Chopard L.U.C Grand Strike
Chopard also unveiled its most complex watch to date, flaunting a Grande and Petite Sonnerie, a minute repeater and a tourbillon regulator compressed into a 43mm 18k ethical white gold case. Drawing on its experience with the Full Strike, which uses sapphire crystal gongs, the acoustic purity of the L.U.C Grand Strike is akin to someone tapping a wine glass with a knife. With no background noise or “ghost” strikes, the watch is further equipped with a series of security mechanisms to prevent damage and a stop-seconds mechanism for precision time-setting. The unimpeded view of the 686-part calibre front and back reveals a microcosmic world of intricate mechanical parts and impressive finishings. Equipped with two barrels, one for the strike work mechanism (12 hours) and the second for the time (70 hours), each is wound via the crown. Covered by the Poinçon de Genève and COSC chronometry certifications, Chopard’s L.U.C Grand Strike is a master class in the art of chiming watches and retails for CHF 780,000.
For a detailed description of Chopard’s chiming marvel, click here.

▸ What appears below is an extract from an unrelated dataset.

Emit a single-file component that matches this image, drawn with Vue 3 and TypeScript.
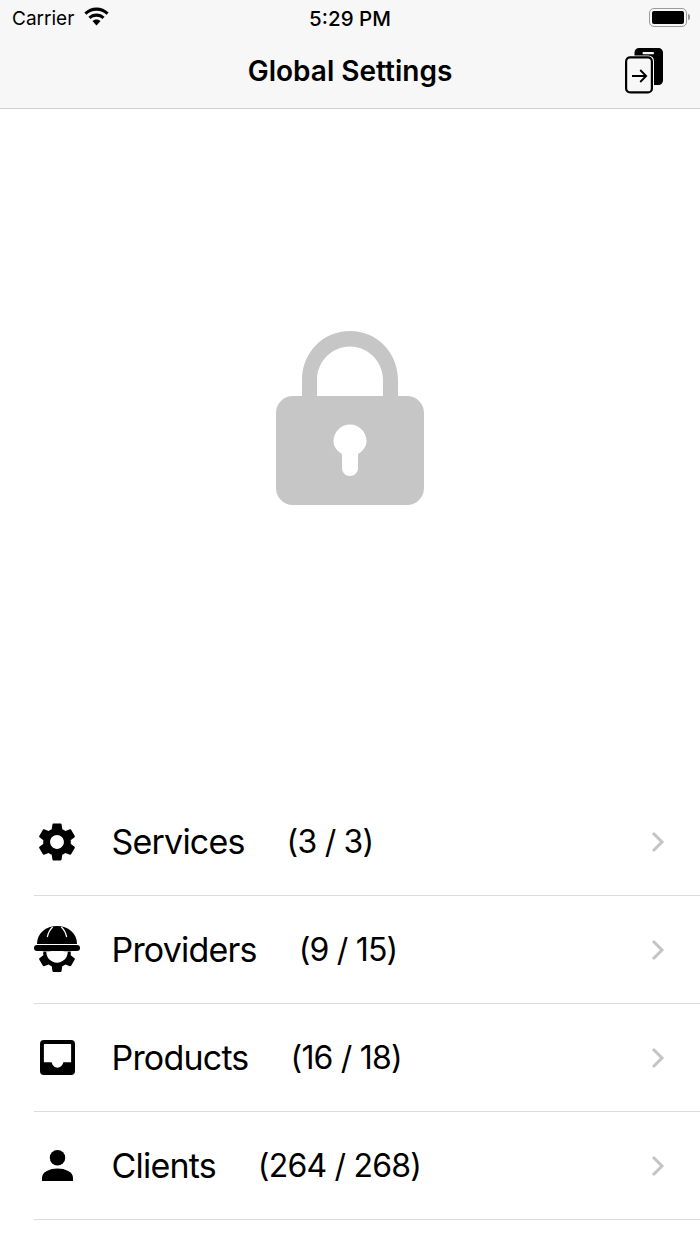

Ferdinand Berthoud Naissance d’une Montre 3
Karl-Friedrich Scheufele has been very busy this year running up and down the stairs between Chopard’s high-end L.U.C manufacture in Fleurier and Chronométrie Ferdinand Berthoud’s workshop on the top floor of the building. The operative words here are “traditionally manufactured”; not the hollow claims tossed around by so many brands, but entirely crafted by hand, with watchmakers and artisans using historical tools and methods and not a CNC machine in sight. To pull this cross-disciplinary project off, FB assembled 80 craftsmen in a dedicated workshop who worked for 11,000 hours over six years. The result: a superb wrist chronometer with a constant force mechanism in the shape of a fusée-and-chain transmission with movement architecture inspired by Ferdinand Berthoud’s Astronomical Pocket Watch no. 3. Presented in a 44mm gold case, the breathtakingly beautiful finishings of the hand-wound calibre are executed by hand with the assistance of a 6.7 x magnifying glass. A sublime rarity: only 10 pieces will be made at a rate of 2 per year, priced at CHF 850,000.